What is Love?
- Joshua Rumple
- Aug 22, 2019
- 2 min read

What is Love?
If any person asked me what the single most powerful force on earth is, I would respond by simply saying “Love”. Mahatma Gandhi once said, “When I despair, I remember that all through history the way of truth and love have always won. There have been tyrants and murderers, and for a time, they can seem invincible, but in the end, they always fall. Think of it--always.”
Love spans across time, culture, religion, and even species. When everything else falls away, there will be love. When all else fails, love never will. Although love is incredibly powerful, it is also easily misunderstood. Despite love’s innate ability to transform, if misunderstood, it can lead to destruction. In an age where the definition of love is being defined by the latest Hollywood film or teen fiction novel, the true essence of love is being lost.
See, love is not an emotion or something reserved for your significant other. Love is the act of self-giving. Love is not really about you at all. Rather, it is about everything and everyone else. Rumi, the Muslim scholar and Sufi mystic said, “Love is the whole thing. We are only pieces.” To love is to look outside of yourself and your feelings into the world around you. The reason love outlasts all else is that it is the very foundation of all that exists.
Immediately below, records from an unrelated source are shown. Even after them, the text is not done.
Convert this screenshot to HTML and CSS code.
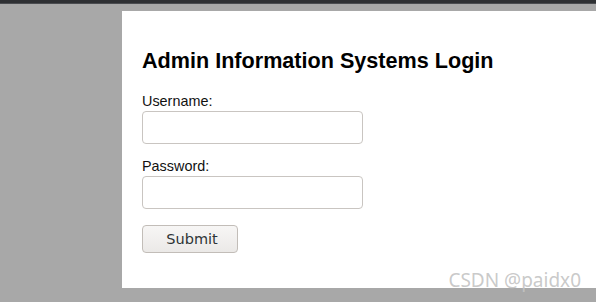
FILE: index.html
```html
<!DOCTYPE html>
<html lang="en">
<head>
    <meta charset="UTF-8">
    <meta name="viewport" content="width=device-width, initial-scale=1.0">
    <title>Admin Login</title>
    <link rel="stylesheet" href="styles.css">
</head>
<body>
    <div class="topbar"></div>
    <div class="page">
        <div class="card">
            <h1>Admin Information Systems Login</h1>
            <form class="login" onsubmit="return false">
                <label for="username">Username:</label>
                <input id="username" type="text">
                <label for="password">Password:</label>
                <input id="password" type="password">
                <button type="submit">Submit</button>
            </form>
        </div>
    </div>
    <div class="watermark">CSDN @paidx0</div>
</body>
</html>
```

FILE: styles.css
```css
body {
    font-family: "Liberation Sans", Arial, sans-serif;
    margin: 0;
    background: #a8a8a8;
    height: 302px;
    overflow: hidden;
}
.topbar {
    height: 3px;
    background: #2e3033;
    border-bottom: 1px solid #4a4c50;
}
.page {
    padding: 7px 0 0 122px;
}
.card {
    background: #fff;
    height: 237px;
    padding: 20px;
}
h1 {
    font-size: 21.6px;
    margin: 17px 0 19px 0;
    color: #000;
}
.login {
    display: flex;
    flex-direction: column;
    align-items: flex-start;
}
.login label {
    font-size: 14.4px;
    color: #111;
    margin-bottom: 2px;
}
.login input {
    width: 221px;
    height: 33px;
    box-sizing: border-box;
    border: 1px solid #c9c5c1;
    border-radius: 4px;
    margin-bottom: 14px;
    padding: 0 6px;
}
.login button {
    width: 96px;
    height: 28px;
    margin-top: 2px;
    border: 1px solid #c2bdb8;
    border-radius: 4px;
    background: linear-gradient(#f7f6f5, #ebe9e7);
    font-family: "DejaVu Sans", sans-serif;
    font-size: 14.5px;
    color: #2e3436;
    padding: 0 0 0 4px;
}
.watermark {
    position: absolute;
    right: 15px;
    top: 267px;
    font-family: "Noto Sans", sans-serif;
    font-size: 19px;
    color: rgba(195, 195, 195, 0.9);
}
```
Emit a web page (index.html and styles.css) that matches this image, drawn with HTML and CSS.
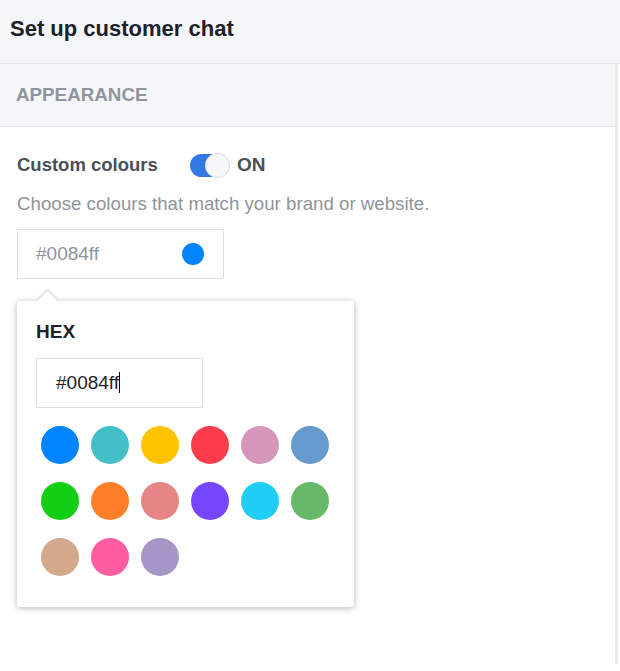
FILE: index.html
```
<!DOCTYPE html>
<html lang="en">
    <head>
        <title>Set up customer chat</title>
        <meta charset="utf-8">
        <link rel="stylesheet" href="styles.css">
    </head>
    <body>
        <div class="topbar">Set up customer chat</div>
        <div class="panel">
            <div class="section">Appearance</div>
            <div class="content">
                <div class="row">
                    <span class="label">Custom colours</span>
                    <span class="toggle"><span class="knob"></span></span>
                    <span class="state">ON</span>
                </div>
                <div class="hint">Choose colours that match your brand or website.</div>
                <div class="field">
                    <div class="picker">
                        <span class="value">#0084ff</span>
                        <span class="dot"></span>
                    </div>
                    <div class="popover">
                        <div class="hex-label">HEX</div>
                        <div class="hex-input">#0084ff<span class="caret"></span></div>
                        <div class="swatches">
                            <span class="swatch" style="background:#0084ff"></span>
                            <span class="swatch" style="background:#44bec7"></span>
                            <span class="swatch" style="background:#ffc300"></span>
                            <span class="swatch" style="background:#fa3c4c"></span>
                            <span class="swatch" style="background:#d696bb"></span>
                            <span class="swatch" style="background:#6699cc"></span>
                            <span class="swatch" style="background:#13cf13"></span>
                            <span class="swatch" style="background:#ff7e29"></span>
                            <span class="swatch" style="background:#e68585"></span>
                            <span class="swatch" style="background:#7646ff"></span>
                            <span class="swatch" style="background:#20cef5"></span>
                            <span class="swatch" style="background:#67b868"></span>
                            <span class="swatch" style="background:#d4a88c"></span>
                            <span class="swatch" style="background:#ff5ca1"></span>
                            <span class="swatch" style="background:#a695c7"></span>
                        </div>
                    </div>
                </div>
            </div>
        </div>
    </body>
</html>
```
FILE: styles.css
```
body {
    margin: 0;
    background: #fff;
    font-family: "Liberation Sans", Arial, sans-serif;
}
.topbar {
    height: 63px;
    background: #f5f6f7;
    border-bottom: 1px solid #e2e4e7;
    padding-left: 10px;
    font: bold 22px/57px "Liberation Sans", Arial, sans-serif;
    color: #1d2129;
}
.panel {
    width: 615px;
    height: 600px;
    border-right: 3px solid #e9ebee;
}
.section {
    height: 62px;
    background: #f5f6f7;
    border-bottom: 1px solid #dddfe2;
    padding-left: 16px;
    font: bold 18.8px/62px "Liberation Sans", Arial, sans-serif;
    color: #90949c;
    text-transform: uppercase;
}
.content {
    padding: 24px 17px 0;
}
.row {
    display: flex;
    align-items: center;
    height: 28px;
}
.label {
    font-weight: bold;
    font-size: 18.5px;
    color: #4b4f56;
    width: 173px;
}
.toggle {
    width: 39px;
    height: 23px;
    border-radius: 12px;
    background: #3578e5;
    position: relative;
    margin-right: 8px;
}
.knob {
    position: absolute;
    right: 0;
    top: 0;
    width: 23px;
    height: 23px;
    border-radius: 50%;
    background: #f5f6f7;
    box-shadow: 0 0 0 1px #dadde1;
}
.state {
    font-weight: bold;
    font-size: 19px;
    color: #4b4f56;
}
.hint {
    margin-top: 14px;
    font-size: 18.7px;
    line-height: 22px;
    color: #90949c;
}
.field {
    position: relative;
    margin-top: 14px;
}
.picker {
    width: 207px;
    height: 50px;
    border: 1px solid #dddfe2;
    display: flex;
    align-items: center;
    justify-content: space-between;
    padding: 0 19px 0 18px;
    box-sizing: border-box;
}
.value {
    font-size: 19px;
    color: #90949c;
}
.dot {
    width: 22px;
    height: 22px;
    border-radius: 50%;
    background: #0084ff;
}
.popover {
    position: absolute;
    left: 0;
    top: 72px;
    width: 337px;
    height: 306px;
    box-sizing: border-box;
    background: #fff;
    border-radius: 3px;
    box-shadow: 0 1px 6px rgba(0,0,0,0.3);
    padding: 20px 19px;
}
.popover::before {
    content: "";
    position: absolute;
    left: 24px;
    top: -7px;
    width: 13px;
    height: 13px;
    background: #fff;
    transform: rotate(45deg);
    box-shadow: -2px -2px 3px rgba(0,0,0,0.12);
}
.hex-label {
    font-weight: bold;
    font-size: 19px;
    color: #1d2129;
    line-height: 22px;
}
.hex-input {
    margin-top: 15px;
    width: 167px;
    height: 50px;
    box-sizing: border-box;
    border: 1px solid #dddfe2;
    padding-left: 19px;
    font-size: 19px;
    line-height: 48px;
    color: #1d2129;
}
.caret {
    display: inline-block;
    width: 1px;
    height: 21px;
    background: #000;
    vertical-align: middle;
    margin-top: -3px;
}
.swatches {
    display: grid;
    grid-template-columns: repeat(6, 38px);
    column-gap: 12px;
    row-gap: 18px;
    margin-top: 18px;
    padding-left: 5px;
}
.swatch {
    width: 38px;
    height: 38px;
    border-radius: 50%;
}
```
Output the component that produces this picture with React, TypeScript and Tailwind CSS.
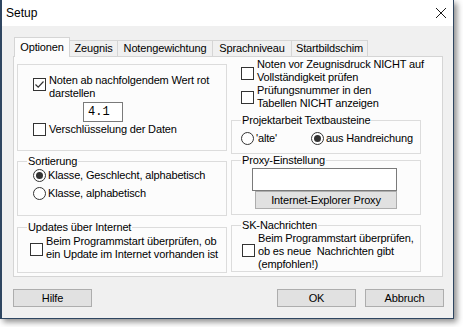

When we dilute the meaning of love to only something that we feel for one another, we miss out on the beauty of love. When love becomes just a feeling, we create the possibility that we can fall in and out of love with something, which really is not possible. Love is an action. St. Augustine once said that “Love is the alignment of the will and the desire to be united with someone or something.” Love is a choice, a decision, an action. It is entirely about the other, the someone or something. Love is incredibly selfless, giving mind, body and soul to the proverbial other.
When we operate out of selfish desires, or not loving, we destroy our relationships and everything else. Marriages collapse, fathers abandon their children, and suffering expands exponentially. When we begin to truly love, lives are healed and the world is made a more peaceful and joyful place. Just imagine a world where all people were more concerned for the needs of the other rather than their own greedy and selfish desires.
Is that not a world, an ideal, worth striving for? For love to become the reality instead of a wishful ideal, it must begin with you. Your choices define your reality. Our choices define our reality. We must choose to live a life in love.